Show every line where "that" occurs.

───── Working data

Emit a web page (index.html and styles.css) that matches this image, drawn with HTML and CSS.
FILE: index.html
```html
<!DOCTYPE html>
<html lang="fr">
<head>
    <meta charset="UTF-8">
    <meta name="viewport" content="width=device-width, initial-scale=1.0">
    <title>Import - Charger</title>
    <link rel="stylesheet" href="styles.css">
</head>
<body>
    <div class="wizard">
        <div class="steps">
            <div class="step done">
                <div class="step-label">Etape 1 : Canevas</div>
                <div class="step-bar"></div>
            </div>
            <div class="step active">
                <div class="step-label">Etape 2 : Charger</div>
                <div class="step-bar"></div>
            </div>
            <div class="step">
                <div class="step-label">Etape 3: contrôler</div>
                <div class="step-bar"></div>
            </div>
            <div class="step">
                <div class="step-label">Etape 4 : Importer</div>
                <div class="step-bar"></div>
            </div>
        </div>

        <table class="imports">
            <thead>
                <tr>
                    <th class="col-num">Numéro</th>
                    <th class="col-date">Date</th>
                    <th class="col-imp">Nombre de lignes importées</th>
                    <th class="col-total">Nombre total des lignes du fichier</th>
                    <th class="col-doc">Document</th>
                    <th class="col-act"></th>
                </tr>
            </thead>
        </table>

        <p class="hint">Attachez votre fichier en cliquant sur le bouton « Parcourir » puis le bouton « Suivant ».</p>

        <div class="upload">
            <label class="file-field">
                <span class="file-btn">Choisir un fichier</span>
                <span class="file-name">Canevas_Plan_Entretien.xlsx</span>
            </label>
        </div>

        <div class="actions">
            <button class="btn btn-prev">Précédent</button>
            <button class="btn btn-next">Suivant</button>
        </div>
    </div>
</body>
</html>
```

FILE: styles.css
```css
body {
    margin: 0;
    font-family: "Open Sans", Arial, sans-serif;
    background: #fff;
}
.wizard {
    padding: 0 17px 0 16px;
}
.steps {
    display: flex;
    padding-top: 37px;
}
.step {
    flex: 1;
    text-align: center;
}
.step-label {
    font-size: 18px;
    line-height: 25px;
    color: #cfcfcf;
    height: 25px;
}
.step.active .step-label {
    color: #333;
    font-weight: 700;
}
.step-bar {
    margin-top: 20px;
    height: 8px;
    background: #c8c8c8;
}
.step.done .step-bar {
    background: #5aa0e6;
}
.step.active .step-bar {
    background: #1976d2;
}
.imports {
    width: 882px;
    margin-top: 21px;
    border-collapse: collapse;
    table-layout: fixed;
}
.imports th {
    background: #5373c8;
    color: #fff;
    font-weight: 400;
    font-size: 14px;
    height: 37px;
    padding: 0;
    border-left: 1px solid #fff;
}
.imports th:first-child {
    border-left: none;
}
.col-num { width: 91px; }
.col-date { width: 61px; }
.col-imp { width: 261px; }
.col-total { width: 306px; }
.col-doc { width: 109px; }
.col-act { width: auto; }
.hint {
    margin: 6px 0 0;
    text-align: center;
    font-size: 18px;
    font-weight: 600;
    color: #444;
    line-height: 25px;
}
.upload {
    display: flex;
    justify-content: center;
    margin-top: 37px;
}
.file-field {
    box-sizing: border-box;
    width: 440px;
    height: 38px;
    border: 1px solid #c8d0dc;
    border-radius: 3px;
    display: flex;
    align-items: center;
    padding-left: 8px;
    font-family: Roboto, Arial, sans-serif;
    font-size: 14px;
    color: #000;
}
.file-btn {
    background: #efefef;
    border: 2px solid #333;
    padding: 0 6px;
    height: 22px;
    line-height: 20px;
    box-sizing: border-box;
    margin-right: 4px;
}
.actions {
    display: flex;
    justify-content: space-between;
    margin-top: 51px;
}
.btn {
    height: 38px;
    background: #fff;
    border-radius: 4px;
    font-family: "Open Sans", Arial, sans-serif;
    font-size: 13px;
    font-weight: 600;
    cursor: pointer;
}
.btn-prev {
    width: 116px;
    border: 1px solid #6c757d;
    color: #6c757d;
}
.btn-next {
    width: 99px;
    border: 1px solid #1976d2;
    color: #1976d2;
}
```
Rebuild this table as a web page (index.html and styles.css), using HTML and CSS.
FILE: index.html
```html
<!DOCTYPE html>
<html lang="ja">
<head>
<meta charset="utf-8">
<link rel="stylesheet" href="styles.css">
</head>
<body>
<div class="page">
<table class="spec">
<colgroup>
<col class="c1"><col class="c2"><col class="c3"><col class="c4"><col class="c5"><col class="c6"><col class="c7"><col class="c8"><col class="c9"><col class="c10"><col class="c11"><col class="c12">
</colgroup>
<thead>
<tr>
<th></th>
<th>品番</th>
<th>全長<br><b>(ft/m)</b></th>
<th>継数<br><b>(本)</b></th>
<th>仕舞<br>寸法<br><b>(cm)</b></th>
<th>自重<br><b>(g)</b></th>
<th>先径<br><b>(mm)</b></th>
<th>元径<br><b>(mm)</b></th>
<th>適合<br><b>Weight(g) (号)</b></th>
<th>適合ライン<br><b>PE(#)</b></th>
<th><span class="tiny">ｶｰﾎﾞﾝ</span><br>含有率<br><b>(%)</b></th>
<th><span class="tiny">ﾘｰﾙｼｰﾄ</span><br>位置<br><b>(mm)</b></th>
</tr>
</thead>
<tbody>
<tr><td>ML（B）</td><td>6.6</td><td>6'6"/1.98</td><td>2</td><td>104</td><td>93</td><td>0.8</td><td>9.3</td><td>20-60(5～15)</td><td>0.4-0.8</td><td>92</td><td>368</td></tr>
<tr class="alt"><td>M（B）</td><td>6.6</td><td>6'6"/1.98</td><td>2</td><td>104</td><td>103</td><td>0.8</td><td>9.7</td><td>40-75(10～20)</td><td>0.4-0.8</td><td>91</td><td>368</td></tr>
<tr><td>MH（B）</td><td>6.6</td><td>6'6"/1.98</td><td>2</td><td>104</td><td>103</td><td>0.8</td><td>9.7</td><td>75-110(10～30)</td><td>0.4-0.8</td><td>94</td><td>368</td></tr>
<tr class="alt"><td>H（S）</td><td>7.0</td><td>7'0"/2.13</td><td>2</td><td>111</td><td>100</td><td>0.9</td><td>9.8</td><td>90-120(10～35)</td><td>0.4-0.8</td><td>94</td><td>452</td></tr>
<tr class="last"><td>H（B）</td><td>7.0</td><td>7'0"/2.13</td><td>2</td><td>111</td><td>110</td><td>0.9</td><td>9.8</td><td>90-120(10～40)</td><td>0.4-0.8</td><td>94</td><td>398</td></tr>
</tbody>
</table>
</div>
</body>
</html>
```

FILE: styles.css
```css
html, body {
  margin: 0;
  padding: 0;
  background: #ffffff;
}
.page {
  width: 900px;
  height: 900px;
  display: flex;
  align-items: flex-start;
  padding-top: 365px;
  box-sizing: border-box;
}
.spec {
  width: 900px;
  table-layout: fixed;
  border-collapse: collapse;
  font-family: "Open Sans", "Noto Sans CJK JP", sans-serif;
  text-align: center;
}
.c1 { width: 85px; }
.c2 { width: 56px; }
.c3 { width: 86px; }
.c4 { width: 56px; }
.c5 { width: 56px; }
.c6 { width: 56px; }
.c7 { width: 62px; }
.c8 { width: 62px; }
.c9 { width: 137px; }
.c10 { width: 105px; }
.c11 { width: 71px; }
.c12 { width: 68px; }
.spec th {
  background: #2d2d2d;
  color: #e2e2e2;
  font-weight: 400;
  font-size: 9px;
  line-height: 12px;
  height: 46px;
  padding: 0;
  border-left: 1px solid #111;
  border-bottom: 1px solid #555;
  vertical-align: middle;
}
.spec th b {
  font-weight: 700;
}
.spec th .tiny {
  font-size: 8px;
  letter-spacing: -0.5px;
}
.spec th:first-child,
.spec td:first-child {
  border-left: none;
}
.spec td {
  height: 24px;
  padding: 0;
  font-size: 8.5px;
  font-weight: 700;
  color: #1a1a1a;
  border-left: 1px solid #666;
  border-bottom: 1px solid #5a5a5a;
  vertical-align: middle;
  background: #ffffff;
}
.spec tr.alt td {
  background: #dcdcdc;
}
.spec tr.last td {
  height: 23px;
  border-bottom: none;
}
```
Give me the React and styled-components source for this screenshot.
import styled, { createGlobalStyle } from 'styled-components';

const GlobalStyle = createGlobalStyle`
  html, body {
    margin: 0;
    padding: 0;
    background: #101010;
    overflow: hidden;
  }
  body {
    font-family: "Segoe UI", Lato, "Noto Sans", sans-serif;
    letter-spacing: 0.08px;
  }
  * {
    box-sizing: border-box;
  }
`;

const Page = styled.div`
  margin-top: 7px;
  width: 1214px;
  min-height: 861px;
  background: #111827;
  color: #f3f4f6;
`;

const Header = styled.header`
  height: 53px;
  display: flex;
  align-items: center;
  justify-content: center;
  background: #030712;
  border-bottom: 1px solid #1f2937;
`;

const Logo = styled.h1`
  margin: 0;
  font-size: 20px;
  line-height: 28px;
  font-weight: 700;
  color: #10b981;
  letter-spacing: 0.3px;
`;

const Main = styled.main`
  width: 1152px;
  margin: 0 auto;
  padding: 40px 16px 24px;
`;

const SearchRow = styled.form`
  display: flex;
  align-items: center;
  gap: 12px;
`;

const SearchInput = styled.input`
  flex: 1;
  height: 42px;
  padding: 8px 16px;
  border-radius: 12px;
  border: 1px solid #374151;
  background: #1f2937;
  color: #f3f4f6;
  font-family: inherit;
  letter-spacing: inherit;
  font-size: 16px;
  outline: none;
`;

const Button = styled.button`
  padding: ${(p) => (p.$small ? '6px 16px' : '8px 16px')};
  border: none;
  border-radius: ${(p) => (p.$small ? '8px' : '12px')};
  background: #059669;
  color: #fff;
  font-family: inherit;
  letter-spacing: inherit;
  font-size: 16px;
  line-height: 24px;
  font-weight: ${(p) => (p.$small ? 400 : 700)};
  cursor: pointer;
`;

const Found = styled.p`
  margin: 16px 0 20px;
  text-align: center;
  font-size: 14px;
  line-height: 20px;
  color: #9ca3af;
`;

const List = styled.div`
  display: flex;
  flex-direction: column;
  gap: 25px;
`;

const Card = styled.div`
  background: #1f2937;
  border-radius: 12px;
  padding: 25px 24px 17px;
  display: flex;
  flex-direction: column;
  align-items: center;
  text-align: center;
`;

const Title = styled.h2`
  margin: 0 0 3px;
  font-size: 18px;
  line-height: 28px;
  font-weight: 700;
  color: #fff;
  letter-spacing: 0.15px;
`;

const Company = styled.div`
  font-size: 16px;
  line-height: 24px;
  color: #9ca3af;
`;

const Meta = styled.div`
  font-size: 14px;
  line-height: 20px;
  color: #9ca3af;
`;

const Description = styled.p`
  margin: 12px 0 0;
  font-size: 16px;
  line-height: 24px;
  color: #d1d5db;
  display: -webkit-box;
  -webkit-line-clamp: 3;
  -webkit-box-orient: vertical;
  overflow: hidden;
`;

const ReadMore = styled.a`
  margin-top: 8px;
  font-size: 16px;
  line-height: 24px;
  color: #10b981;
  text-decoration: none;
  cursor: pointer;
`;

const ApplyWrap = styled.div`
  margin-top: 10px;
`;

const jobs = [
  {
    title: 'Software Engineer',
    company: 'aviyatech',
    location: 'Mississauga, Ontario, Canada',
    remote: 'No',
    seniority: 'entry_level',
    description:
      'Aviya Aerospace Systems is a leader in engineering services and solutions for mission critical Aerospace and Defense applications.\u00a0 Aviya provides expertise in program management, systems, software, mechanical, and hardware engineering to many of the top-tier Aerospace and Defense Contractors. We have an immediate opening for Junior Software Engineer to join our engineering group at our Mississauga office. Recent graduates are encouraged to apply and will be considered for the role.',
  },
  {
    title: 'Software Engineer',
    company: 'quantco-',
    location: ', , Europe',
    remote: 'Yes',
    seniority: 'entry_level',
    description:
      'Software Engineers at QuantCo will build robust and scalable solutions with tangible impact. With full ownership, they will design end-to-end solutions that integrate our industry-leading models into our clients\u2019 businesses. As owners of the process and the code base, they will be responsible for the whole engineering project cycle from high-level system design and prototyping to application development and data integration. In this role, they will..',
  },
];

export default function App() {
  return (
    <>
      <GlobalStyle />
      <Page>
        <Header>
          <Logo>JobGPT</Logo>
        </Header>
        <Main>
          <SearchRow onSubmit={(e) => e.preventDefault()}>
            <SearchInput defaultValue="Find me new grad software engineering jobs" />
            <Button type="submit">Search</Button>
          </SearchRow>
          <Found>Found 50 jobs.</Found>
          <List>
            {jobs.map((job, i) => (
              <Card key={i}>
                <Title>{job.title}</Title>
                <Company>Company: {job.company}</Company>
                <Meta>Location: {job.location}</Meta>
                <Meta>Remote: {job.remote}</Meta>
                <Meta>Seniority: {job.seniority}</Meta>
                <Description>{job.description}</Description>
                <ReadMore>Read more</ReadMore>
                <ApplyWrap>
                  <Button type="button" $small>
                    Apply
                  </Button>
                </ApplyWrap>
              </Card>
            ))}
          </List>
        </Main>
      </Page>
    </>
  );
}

──────────

▸ **Solution to this problem**
Emit a web page (index.html and styles.css) that matches this image, drawn with HTML and CSS.
      'Software Engineers at QuantCo will build robust and scalable solutions with tangible impact. With full ownership, they will design end-to-end solutions that integrate our industry-leading models into our clients\u2019 businesses. As owners of the process and the code base, they will be responsible for the whole engineering project cycle from high-level system design and prototyping to application development and data integration. In this role, they will..',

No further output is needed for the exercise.